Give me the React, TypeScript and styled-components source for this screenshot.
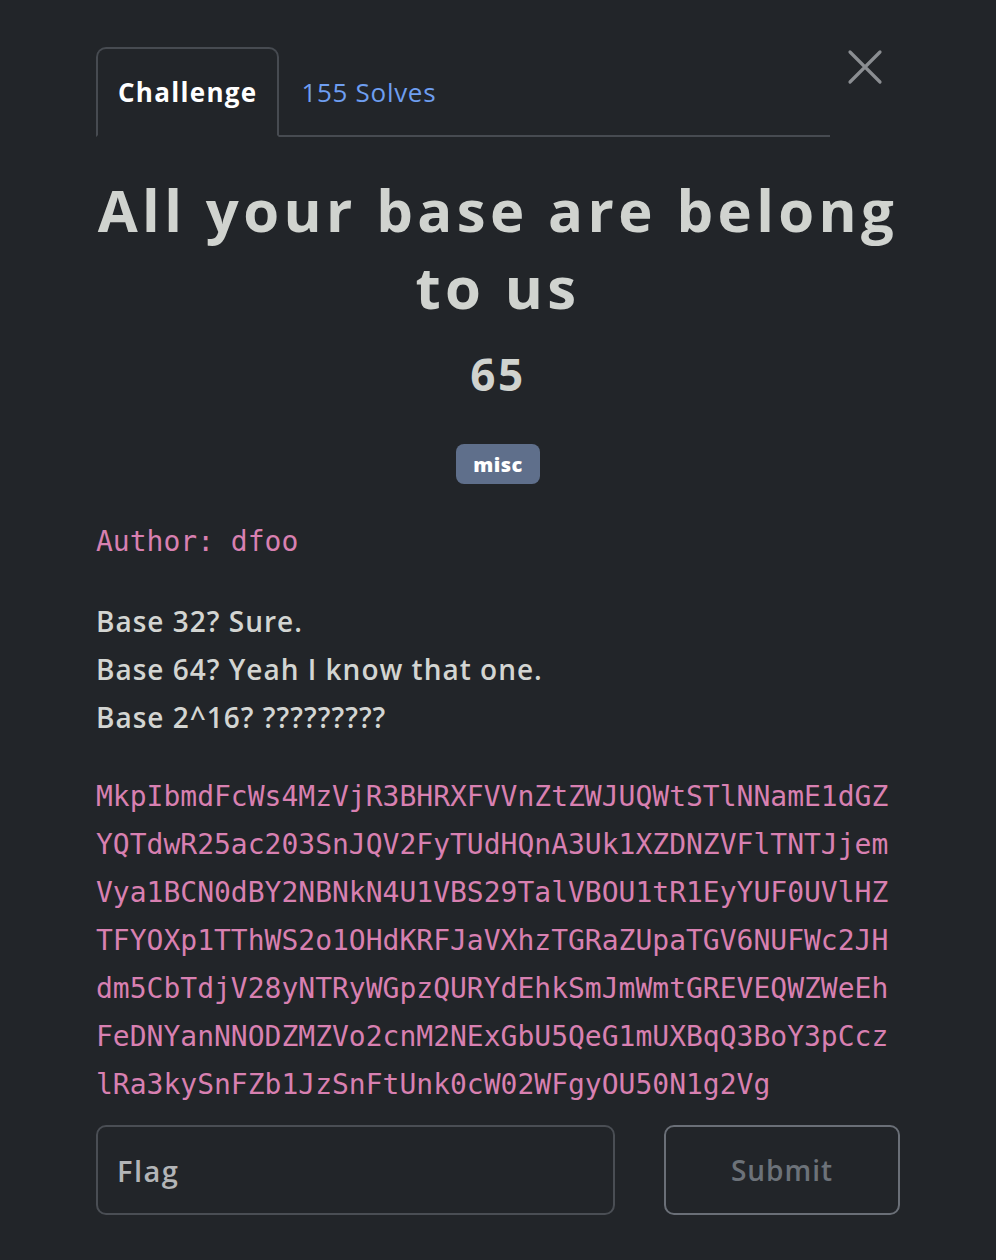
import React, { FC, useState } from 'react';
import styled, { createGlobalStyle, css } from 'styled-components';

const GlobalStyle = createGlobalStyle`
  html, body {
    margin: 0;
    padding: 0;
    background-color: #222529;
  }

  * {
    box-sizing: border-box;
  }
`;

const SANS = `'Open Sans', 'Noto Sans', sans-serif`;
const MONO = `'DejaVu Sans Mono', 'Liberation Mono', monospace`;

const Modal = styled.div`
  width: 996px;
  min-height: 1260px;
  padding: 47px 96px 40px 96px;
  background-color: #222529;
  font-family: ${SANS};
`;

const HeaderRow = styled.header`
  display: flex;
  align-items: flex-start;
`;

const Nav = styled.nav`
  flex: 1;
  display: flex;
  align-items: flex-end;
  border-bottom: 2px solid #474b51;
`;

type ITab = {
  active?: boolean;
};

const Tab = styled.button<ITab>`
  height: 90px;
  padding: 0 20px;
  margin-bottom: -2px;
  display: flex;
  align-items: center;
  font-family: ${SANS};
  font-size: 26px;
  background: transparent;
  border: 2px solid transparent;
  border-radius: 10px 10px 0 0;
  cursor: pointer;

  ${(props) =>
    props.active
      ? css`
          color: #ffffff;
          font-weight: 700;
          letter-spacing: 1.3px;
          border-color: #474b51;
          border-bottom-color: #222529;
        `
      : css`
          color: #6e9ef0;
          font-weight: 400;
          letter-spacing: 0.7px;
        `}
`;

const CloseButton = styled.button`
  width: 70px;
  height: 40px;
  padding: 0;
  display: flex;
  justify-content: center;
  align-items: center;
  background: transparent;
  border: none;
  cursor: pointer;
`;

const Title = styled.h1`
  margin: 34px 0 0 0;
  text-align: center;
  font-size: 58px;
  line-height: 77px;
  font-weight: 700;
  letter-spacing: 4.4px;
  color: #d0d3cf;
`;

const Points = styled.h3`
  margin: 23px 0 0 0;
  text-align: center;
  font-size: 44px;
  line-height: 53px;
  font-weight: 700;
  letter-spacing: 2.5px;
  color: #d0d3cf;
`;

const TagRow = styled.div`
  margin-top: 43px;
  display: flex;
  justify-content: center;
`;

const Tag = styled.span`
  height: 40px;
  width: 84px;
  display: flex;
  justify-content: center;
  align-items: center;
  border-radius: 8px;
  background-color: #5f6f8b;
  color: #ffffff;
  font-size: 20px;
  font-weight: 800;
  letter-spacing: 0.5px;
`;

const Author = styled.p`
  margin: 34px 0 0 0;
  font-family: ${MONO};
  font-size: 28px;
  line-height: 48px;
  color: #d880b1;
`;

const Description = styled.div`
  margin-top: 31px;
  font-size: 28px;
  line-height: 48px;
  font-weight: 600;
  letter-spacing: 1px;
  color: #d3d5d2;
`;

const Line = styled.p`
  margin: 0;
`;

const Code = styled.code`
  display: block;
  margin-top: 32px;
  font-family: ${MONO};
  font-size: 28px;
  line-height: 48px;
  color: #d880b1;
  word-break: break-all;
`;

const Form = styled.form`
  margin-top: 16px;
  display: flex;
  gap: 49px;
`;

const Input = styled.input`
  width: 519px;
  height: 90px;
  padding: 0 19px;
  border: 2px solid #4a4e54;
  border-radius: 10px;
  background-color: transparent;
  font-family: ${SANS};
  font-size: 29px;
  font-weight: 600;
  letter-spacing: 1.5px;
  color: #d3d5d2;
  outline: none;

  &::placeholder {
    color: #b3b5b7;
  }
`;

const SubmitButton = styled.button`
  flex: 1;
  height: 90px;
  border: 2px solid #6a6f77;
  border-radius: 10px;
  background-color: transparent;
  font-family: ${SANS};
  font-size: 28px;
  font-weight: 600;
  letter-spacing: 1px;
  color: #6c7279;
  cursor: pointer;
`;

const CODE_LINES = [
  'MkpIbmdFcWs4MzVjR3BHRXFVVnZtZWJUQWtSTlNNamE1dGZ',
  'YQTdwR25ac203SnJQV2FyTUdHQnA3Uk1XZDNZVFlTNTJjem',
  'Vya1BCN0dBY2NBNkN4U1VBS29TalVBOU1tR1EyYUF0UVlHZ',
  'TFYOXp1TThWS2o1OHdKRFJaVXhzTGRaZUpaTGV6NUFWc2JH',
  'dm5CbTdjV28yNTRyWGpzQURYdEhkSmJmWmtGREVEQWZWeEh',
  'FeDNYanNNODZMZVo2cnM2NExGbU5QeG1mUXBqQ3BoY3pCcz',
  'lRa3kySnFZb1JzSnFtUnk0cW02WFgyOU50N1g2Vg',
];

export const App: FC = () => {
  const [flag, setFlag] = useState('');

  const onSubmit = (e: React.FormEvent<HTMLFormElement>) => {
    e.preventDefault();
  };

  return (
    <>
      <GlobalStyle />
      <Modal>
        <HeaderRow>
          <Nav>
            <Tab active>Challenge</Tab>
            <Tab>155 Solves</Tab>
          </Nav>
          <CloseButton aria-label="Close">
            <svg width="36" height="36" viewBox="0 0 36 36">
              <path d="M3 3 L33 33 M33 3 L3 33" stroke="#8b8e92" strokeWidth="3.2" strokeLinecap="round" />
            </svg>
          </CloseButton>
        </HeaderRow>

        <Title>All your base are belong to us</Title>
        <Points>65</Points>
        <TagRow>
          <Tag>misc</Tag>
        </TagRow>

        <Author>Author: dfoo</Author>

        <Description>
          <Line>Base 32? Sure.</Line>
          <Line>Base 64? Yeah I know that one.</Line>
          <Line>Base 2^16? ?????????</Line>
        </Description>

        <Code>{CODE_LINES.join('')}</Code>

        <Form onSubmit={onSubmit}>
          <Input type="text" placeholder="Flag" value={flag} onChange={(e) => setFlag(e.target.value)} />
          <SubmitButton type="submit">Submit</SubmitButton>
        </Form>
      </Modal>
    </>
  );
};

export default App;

■ ■ ■

■ **Set problem**
Make an exact copy of the listing above. Do not include the pictures.

■ **The solution**
Give me the React, TypeScript and styled-components source for this screenshot.
import React, { FC, useState } from 'react';
import styled, { createGlobalStyle, css } from 'styled-components';

const GlobalStyle = createGlobalStyle`
  html, body {
    margin: 0;
    padding: 0;
    background-color: #222529;
  }

  * {
    box-sizing: border-box;
  }
`;

const SANS = `'Open Sans', 'Noto Sans', sans-serif`;
const MONO = `'DejaVu Sans Mono', 'Liberation Mono', monospace`;

const Modal = styled.div`
  width: 996px;
  min-height: 1260px;
  padding: 47px 96px 40px 96px;
  background-color: #222529;
  font-family: ${SANS};
`;

const HeaderRow = styled.header`
  display: flex;
  align-items: flex-start;
`;

const Nav = styled.nav`
  flex: 1;
  display: flex;
  align-items: flex-end;
  border-bottom: 2px solid #474b51;
`;

type ITab = {
  active?: boolean;
};

const Tab = styled.button<ITab>`
  height: 90px;
  padding: 0 20px;
  margin-bottom: -2px;
  display: flex;
  align-items: center;
  font-family: ${SANS};
  font-size: 26px;
  background: transparent;
  border: 2px solid transparent;
  border-radius: 10px 10px 0 0;
  cursor: pointer;

  ${(props) =>
    props.active
      ? css`
          color: #ffffff;
          font-weight: 700;
          letter-spacing: 1.3px;
          border-color: #474b51;
          border-bottom-color: #222529;
        `
      : css`
          color: #6e9ef0;
          font-weight: 400;
          letter-spacing: 0.7px;
        `}
`;

const CloseButton = styled.button`
  width: 70px;
  height: 40px;
  padding: 0;
  display: flex;
  justify-content: center;
  align-items: center;
  background: transparent;
  border: none;
  cursor: pointer;
`;

const Title = styled.h1`
  margin: 34px 0 0 0;
  text-align: center;
  font-size: 58px;
  line-height: 77px;
  font-weight: 700;
  letter-spacing: 4.4px;
  color: #d0d3cf;
`;

const Points = styled.h3`
  margin: 23px 0 0 0;
  text-align: center;
  font-size: 44px;
  line-height: 53px;
  font-weight: 700;
  letter-spacing: 2.5px;
  color: #d0d3cf;
`;

const TagRow = styled.div`
  margin-top: 43px;
  display: flex;
  justify-content: center;
`;

const Tag = styled.span`
  height: 40px;
  width: 84px;
  display: flex;
  justify-content: center;
  align-items: center;
  border-radius: 8px;
  background-color: #5f6f8b;
  color: #ffffff;
  font-size: 20px;
  font-weight: 800;
  letter-spacing: 0.5px;
`;

const Author = styled.p`
  margin: 34px 0 0 0;
  font-family: ${MONO};
  font-size: 28px;
  line-height: 48px;
  color: #d880b1;
`;

const Description = styled.div`
  margin-top: 31px;
  font-size: 28px;
  line-height: 48px;
  font-weight: 600;
  letter-spacing: 1px;
  color: #d3d5d2;
`;

const Line = styled.p`
  margin: 0;
`;

const Code = styled.code`
  display: block;
  margin-top: 32px;
  font-family: ${MONO};
  font-size: 28px;
  line-height: 48px;
  color: #d880b1;
  word-break: break-all;
`;

const Form = styled.form`
  margin-top: 16px;
  display: flex;
  gap: 49px;
`;

const Input = styled.input`
  width: 519px;
  height: 90px;
  padding: 0 19px;
  border: 2px solid #4a4e54;
  border-radius: 10px;
  background-color: transparent;
  font-family: ${SANS};
  font-size: 29px;
  font-weight: 600;
  letter-spacing: 1.5px;
  color: #d3d5d2;
  outline: none;

  &::placeholder {
    color: #b3b5b7;
  }
`;

const SubmitButton = styled.button`
  flex: 1;
  height: 90px;
  border: 2px solid #6a6f77;
  border-radius: 10px;
  background-color: transparent;
  font-family: ${SANS};
  font-size: 28px;
  font-weight: 600;
  letter-spacing: 1px;
  color: #6c7279;
  cursor: pointer;
`;

const CODE_LINES = [
  'MkpIbmdFcWs4MzVjR3BHRXFVVnZtZWJUQWtSTlNNamE1dGZ',
  'YQTdwR25ac203SnJQV2FyTUdHQnA3Uk1XZDNZVFlTNTJjem',
  'Vya1BCN0dBY2NBNkN4U1VBS29TalVBOU1tR1EyYUF0UVlHZ',
  'TFYOXp1TThWS2o1OHdKRFJaVXhzTGRaZUpaTGV6NUFWc2JH',
  'dm5CbTdjV28yNTRyWGpzQURYdEhkSmJmWmtGREVEQWZWeEh',
  'FeDNYanNNODZMZVo2cnM2NExGbU5QeG1mUXBqQ3BoY3pCcz',
  'lRa3kySnFZb1JzSnFtUnk0cW02WFgyOU50N1g2Vg',
];

export const App: FC = () => {
  const [flag, setFlag] = useState('');

  const onSubmit = (e: React.FormEvent<HTMLFormElement>) => {
    e.preventDefault();
  };

  return (
    <>
      <GlobalStyle />
      <Modal>
        <HeaderRow>
          <Nav>
            <Tab active>Challenge</Tab>
            <Tab>155 Solves</Tab>
          </Nav>
          <CloseButton aria-label="Close">
            <svg width="36" height="36" viewBox="0 0 36 36">
              <path d="M3 3 L33 33 M33 3 L3 33" stroke="#8b8e92" strokeWidth="3.2" strokeLinecap="round" />
            </svg>
          </CloseButton>
        </HeaderRow>

        <Title>All your base are belong to us</Title>
        <Points>65</Points>
        <TagRow>
          <Tag>misc</Tag>
        </TagRow>

        <Author>Author: dfoo</Author>

        <Description>
          <Line>Base 32? Sure.</Line>
          <Line>Base 64? Yeah I know that one.</Line>
          <Line>Base 2^16? ?????????</Line>
        </Description>

        <Code>{CODE_LINES.join('')}</Code>

        <Form onSubmit={onSubmit}>
          <Input type="text" placeholder="Flag" value={flag} onChange={(e) => setFlag(e.target.value)} />
          <SubmitButton type="submit">Submit</SubmitButton>
        </Form>
      </Modal>
    </>
  );
};

export default App;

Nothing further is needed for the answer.